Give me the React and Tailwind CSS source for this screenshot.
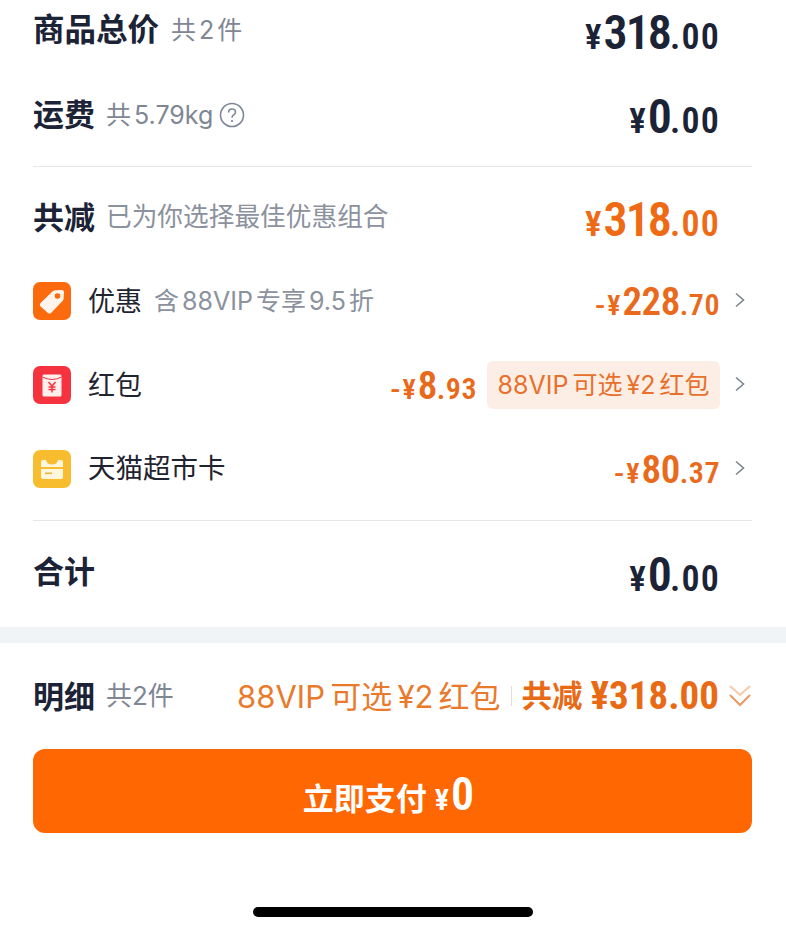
const cjk = "font-['Inter','Noto_Sans_CJK_SC',sans-serif]";
const num = "font-['Roboto','Noto_Sans_CJK_SC',sans-serif]";

function Price({ color, prefix, big, small, bigSize = "text-[48px] tracking-[-2px]", smallSize = "text-[36px] tracking-[1.2px]", yenSize = "text-[35px]" }) {
  return (
    <span className={`${num} ${color} font-semibold flex items-baseline leading-none`}>
      {prefix && <span className={`${yenSize} mr-[2px]`}>{prefix}</span>}
      <span className={`${yenSize} [font-stretch:85%] mr-[2px]`}>¥</span>
      <span className={`${bigSize} [font-stretch:75%]`}>{big}</span>
      <span className={`${smallSize} [font-stretch:75%]`}>{small}</span>
    </span>
  );
}

const rowBig = "text-[39px] tracking-[-0.5px]";
const rowSmall = "text-[30px] tracking-[0.5px]";

function Chevron() {
  return (
    <svg width="12" height="16" viewBox="0 0 12 16" fill="none" className="shrink-0 mr-[6px] -mt-[2px]">
      <path d="M2 1.5 L9.5 8 L2 14.5" stroke="#7d8490" strokeWidth="1.6" />
    </svg>
  );
}

function TagIcon() {
  return (
    <svg width="38" height="38" viewBox="0 0 38 38" className="shrink-0">
      <rect width="38" height="38" rx="7" fill="#fb6a0c" />
      <path d="M7.5 21 L20 9 Q21 8.2 22.5 8.2 L29 8 Q31 8 31 10 L30.6 16.5 Q30.5 18 29.5 19 L18 31 Q16.6 32.2 15 31 L7.5 24.5 Q6 22.6 7.5 21 Z" fill="#fff5ec" />
      <circle cx="24.5" cy="14" r="2.8" fill="#fb6a0c" />
    </svg>
  );
}

function EnvelopeIcon() {
  return (
    <svg width="38" height="38" viewBox="0 0 38 38" className="shrink-0">
      <rect width="38" height="38" rx="7" fill="#f5333f" />
      <path d="M9.5 10 Q9.5 8.5 11 8.5 L27 8.5 Q28.5 8.5 28.5 10 L28.5 29 Q28.5 30.5 27 30.5 L11 30.5 Q9.5 30.5 9.5 29 Z" fill="#fff0ee" />
      <path d="M9.5 11 Q19 16 28.5 11" stroke="#f5333f" strokeWidth="1" fill="none" />
      <path d="M15.5 16 L19 20 L22.5 16 M19 20 L19 26.5 M15.5 21 H22.5 M15.5 23.5 H22.5" stroke="#f5333f" strokeWidth="1.5" fill="none" />
    </svg>
  );
}

function CardIcon() {
  return (
    <svg width="38" height="38" viewBox="0 0 38 38" className="shrink-0">
      <rect width="38" height="38" rx="7" fill="#f8bd2e" />
      <path d="M8 12 Q8 10 10 10 L13 10 Q14 14.5 19 14.5 Q24 14.5 25 10 L28 10 Q30 10 30 12 L30 17 L8 17 Z" fill="#fff6dc" />
      <path d="M8 19 H30 V27 Q30 29 28 29 H10 Q8 29 8 27 Z" fill="#fff6dc" />
      <rect x="12" y="22.5" width="7" height="1.6" fill="#e9b43c" />
    </svg>
  );
}

function Row({ className = "", children }) {
  return <div className={`flex items-center h-[84px] ${className}`}>{children}</div>;
}

export default function App() {
  return (
    <div className={`${cjk} w-[786px] h-[932px] bg-white overflow-hidden flex flex-col`}>
      <div className="pl-[33px] pr-[34px] -mt-[11px] flex flex-col">
        <Row>
          <span className="text-[31.5px] font-bold text-[#1c2336] leading-none -mt-[2px]">商品总价</span>
          <span className="ml-3 text-[25px] text-[#7f8694] leading-none [word-spacing:-4px] -mt-[2px]">共 2 件</span>
          <span className="ml-auto mr-[32px] mt-[3px]"><Price color="text-[#1c2336]" big="318" small=".00" /></span>
        </Row>
        <Row>
          <span className="text-[31px] font-bold text-[#1c2336] leading-none -mt-[2px]">运费</span>
          <span className="ml-[11px] text-[25px] text-[#7f8694] leading-none [word-spacing:-4px]">共 5.79kg</span>
          <svg width="26" height="26" viewBox="0 0 26 26" fill="none" className="ml-[6px]">
            <circle cx="13" cy="13" r="11.5" stroke="#7f8694" strokeWidth="1.6" />
            <path d="M9.5 10.5 Q9.7 7 13 7 Q16.5 7 16.5 10 Q16.5 12 14.5 13 Q13 13.8 13 15.8" stroke="#7f8694" strokeWidth="1.6" />
            <circle cx="13" cy="19" r="1.1" fill="#7f8694" />
          </svg>
          <span className="ml-auto mr-[32px] mt-[3px]"><Price color="text-[#1c2336]" big="0" small=".00" /></span>
        </Row>
        <div className="h-px bg-[#e6e7e9] mt-[9px] mb-[8px]" />
        <Row>
          <span className="text-[31px] font-bold text-[#1c2336] leading-none">共减</span>
          <span className="ml-[11px] text-[25.7px] text-[#8b919d] leading-none">已为你选择最佳优惠组合</span>
          <span className="ml-auto mr-[32px] mt-[5px]"><Price color="text-[#ee6a14]" big="318" small=".00" /></span>
        </Row>
        <Row>
          <TagIcon />
          <span className="ml-[17px] text-[27px] text-[#1f2430] leading-none">优惠</span>
          <span className="ml-3 text-[25px] text-[#8b919d] leading-none [word-spacing:-4px]">含 88VIP 专享 9.5 折</span>
          <span className="ml-auto mr-[14px] mt-[3px]">
            <Price color="text-[#e96a1c]" prefix="-" big="228" small=".70" bigSize={rowBig} smallSize={rowSmall} yenSize="text-[28px]" />
          </span>
          <Chevron />
        </Row>
        <Row>
          <EnvelopeIcon />
          <span className="ml-[17px] text-[27px] text-[#1f2430] leading-none">红包</span>
          <span className="ml-auto mr-[10px] mt-[3px]">
            <Price color="text-[#e96a1c]" prefix="-" big="8" small=".93" bigSize={rowBig} smallSize={rowSmall} yenSize="text-[28px]" />
          </span>
          <span className="mr-[14px] h-[48px] w-[233px] flex items-center justify-center rounded-md bg-[#fdeee5] text-[25px] text-[#e8702a] leading-none [word-spacing:-3px]">88VIP 可选 ¥2 红包</span>
          <Chevron />
        </Row>
        <Row>
          <CardIcon />
          <span className="ml-[17px] text-[27.5px] text-[#1f2430] leading-none">天猫超市卡</span>
          <span className="ml-auto mr-[14px] mt-[3px]">
            <Price color="text-[#e96a1c]" prefix="-" big="80" small=".37" bigSize={rowBig} smallSize={rowSmall} yenSize="text-[28px]" />
          </span>
          <Chevron />
        </Row>
        <div className="h-px bg-[#e6e7e9] mt-[9px] mb-[10px]" />
        <Row>
          <span className="text-[31px] font-bold text-[#1c2336] leading-none -mt-[3px]">合计</span>
          <span className="ml-auto mr-[32px] mt-[3px]"><Price color="text-[#1c2336]" big="0" small=".00" /></span>
        </Row>
      </div>
      <div className="h-4 bg-[#f1f4f7] mt-3" />
      <div className="pl-[33px] pr-[34px] mt-[11px] flex flex-col">
        <Row>
          <span className="text-[31px] font-bold text-[#1c2336] leading-none">明细</span>
          <span className="ml-[11px] text-[26px] text-[#7f8694] leading-none">共2件</span>
          <span className="ml-auto text-[31px] text-[#e97a2c] leading-none [word-spacing:-3.5px]">88VIP 可选 ¥2 红包</span>
          <span className="mx-[10px] w-px h-5 bg-[#e9dcd2]" />
          <span className="text-[30.5px] font-bold text-[#e96a14] leading-none">共减</span>
          <span className={`${num} ml-2 text-[39px] font-bold text-[#e96a14] leading-none [font-stretch:75%]`}>¥318.00</span>
          <svg width="24" height="26" viewBox="0 0 24 26" fill="none" className="ml-[9px] shrink-0">
            <path d="M2 3 L12 12 L22 3" stroke="#f6c9a8" strokeWidth="2" />
            <path d="M2 12 L12 22 L22 12" stroke="#eb9a63" strokeWidth="2" />
          </svg>
        </Row>
        <div className="mt-[11px] h-[84px] rounded-xl bg-[#ff6703] flex items-baseline justify-center text-white pt-[22px] pr-[8px]">
          <span className="text-[31px] font-semibold leading-none">立即支付</span>
          <span className={`${num} ml-2 text-[30px] font-semibold leading-none [font-stretch:80%]`}>¥</span>
          <span className={`${num} text-[46px] font-semibold leading-none ml-[2px] [font-stretch:75%]`}>0</span>
        </div>
      </div>
      <div className="mt-[74px] self-center w-[280px] h-[10px] rounded-full bg-black" />
    </div>
  );
}
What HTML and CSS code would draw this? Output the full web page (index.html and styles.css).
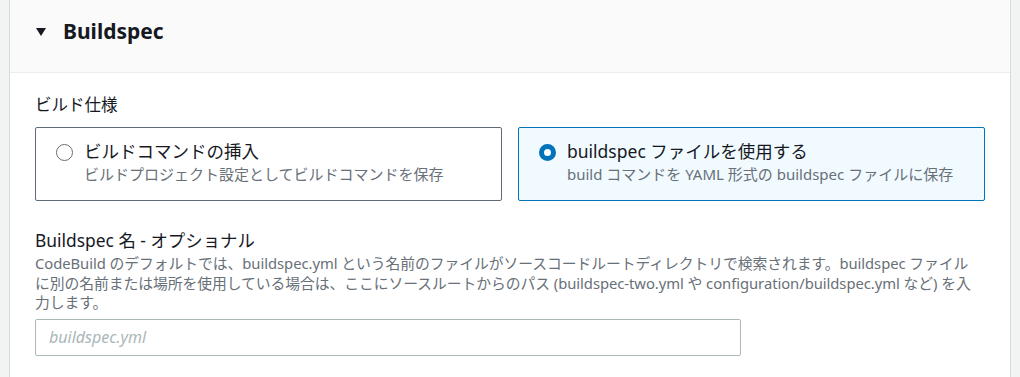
FILE: index.html
```html
<!DOCTYPE html>
<html lang="ja">
<head>
    <meta charset="UTF-8">
    <title>Buildspec</title>
    <link rel="stylesheet" href="styles.css">
</head>
<body>
    <div class="panel">
        <!-- Header -->
        <div class="panel-header">
            <span class="caret"></span>
            <h2 class="panel-title">Buildspec</h2>
        </div>

        <div class="panel-body">
            <!-- Build spec choice -->
            <div class="field-label">ビルド仕様</div>
            <div class="tiles">
                <label class="tile">
                    <span class="radio"></span>
                    <span class="tile-text">
                        <span class="tile-title">ビルドコマンドの挿入</span>
                        <span class="tile-desc">ビルドプロジェクト設定としてビルドコマンドを保存</span>
                    </span>
                </label>
                <label class="tile selected">
                    <span class="radio checked"></span>
                    <span class="tile-text">
                        <span class="tile-title">buildspec ファイルを使用する</span>
                        <span class="tile-desc">build コマンドを YAML 形式の buildspec ファイルに保存</span>
                    </span>
                </label>
            </div>

            <!-- Buildspec name -->
            <div class="name-field">
                <div class="name-label">Buildspec 名 - オプショナル</div>
                <div class="name-desc">CodeBuild のデフォルトでは、buildspec.yml という名前のファイルがソースコードルートディレクトリで検索されます。buildspec ファイル<br>に別の名前または場所を使用している場合は、ここにソースルートからのパス (buildspec-two.yml や configuration/buildspec.yml など) を入<br>力します。</div>
                <input class="name-input" type="text" placeholder="buildspec.yml">
            </div>
        </div>
    </div>
</body>
</html>
```

FILE: styles.css
```css
html, body {
    margin: 0;
    padding: 0;
    background: #f2f3f3;
    font-family: "Noto Sans", "Noto Sans CJK JP", sans-serif;
    color: #16191f;
}
.panel {
    margin: 0 9px 0 9px;
    background: #ffffff;
    border-left: 1px solid #d5dbdb;
    border-right: 1px solid #d5dbdb;
    height: 377px;
    overflow: hidden;
}
.panel-header {
    display: flex;
    align-items: center;
    height: 73px;
    padding: 0 0 10px 25px;
    background: #fafafa;
    border-bottom: 1px solid #eaeded;
    box-sizing: border-box;
}
.caret {
    width: 0;
    height: 0;
    border-left: 5px solid transparent;
    border-right: 5px solid transparent;
    border-top: 8px solid #16191f;
    margin: 1px 17px 0 1px;
}
.panel-title {
    margin: 0;
    font-size: 21px;
    font-weight: bold;
    line-height: 26px;
}
.panel-body {
    padding: 20px 25px 0 25px;
}
.field-label {
    font-size: 16.5px;
    line-height: 24px;
}
.tiles {
    display: flex;
    gap: 16px;
    margin-top: 10px;
}
.tile {
    flex: 1;
    display: flex;
    align-items: flex-start;
    height: 74px;
    box-sizing: border-box;
    padding: 10px 20px 0 20px;
    border: 1px solid #5f6b7a;
    border-radius: 2px;
}
.tile.selected {
    border-color: #0073bb;
    background: #f1faff;
}
.radio {
    width: 17px;
    height: 17px;
    border: 1.5px solid #687078;
    border-radius: 50%;
    box-sizing: border-box;
    margin: 6px 11px 0 0;
    flex-shrink: 0;
    background: #ffffff;
}
.radio.checked {
    border: 5.5px solid #0073bb;
}
.tile-text {
    display: flex;
    flex-direction: column;
}
.tile-title {
    font-size: 17.5px;
    line-height: 26px;
}
.tile-desc {
    font-size: 15px;
    line-height: 20px;
    color: #687078;
}
.name-field {
    margin-top: 27px;
}
.name-label {
    font-size: 17.4px;
    line-height: 24px;
}
.name-desc {
    font-size: 14.8px;
    line-height: 19.5px;
    color: #687078;
    margin-top: 2px;
    white-space: nowrap;
    letter-spacing: -0.05px;
}
.name-input {
    display: block;
    width: 706px;
    height: 37px;
    box-sizing: border-box;
    margin-top: 6px;
    padding: 0 13px;
    border: 1px solid #aab7b8;
    border-radius: 2px;
    font-family: inherit;
    font-size: 16px;
    color: #16191f;
    background: #ffffff;
}
.name-input::placeholder {
    font-style: italic;
    color: #aab7b8;
}
```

^^^^

Task brief: Report back each line of the entries that holds the string "styles".

Correct output:
What HTML and CSS code would draw this? Output the full web page (index.html and styles.css).
    <link rel="stylesheet" href="styles.css">
FILE: styles.css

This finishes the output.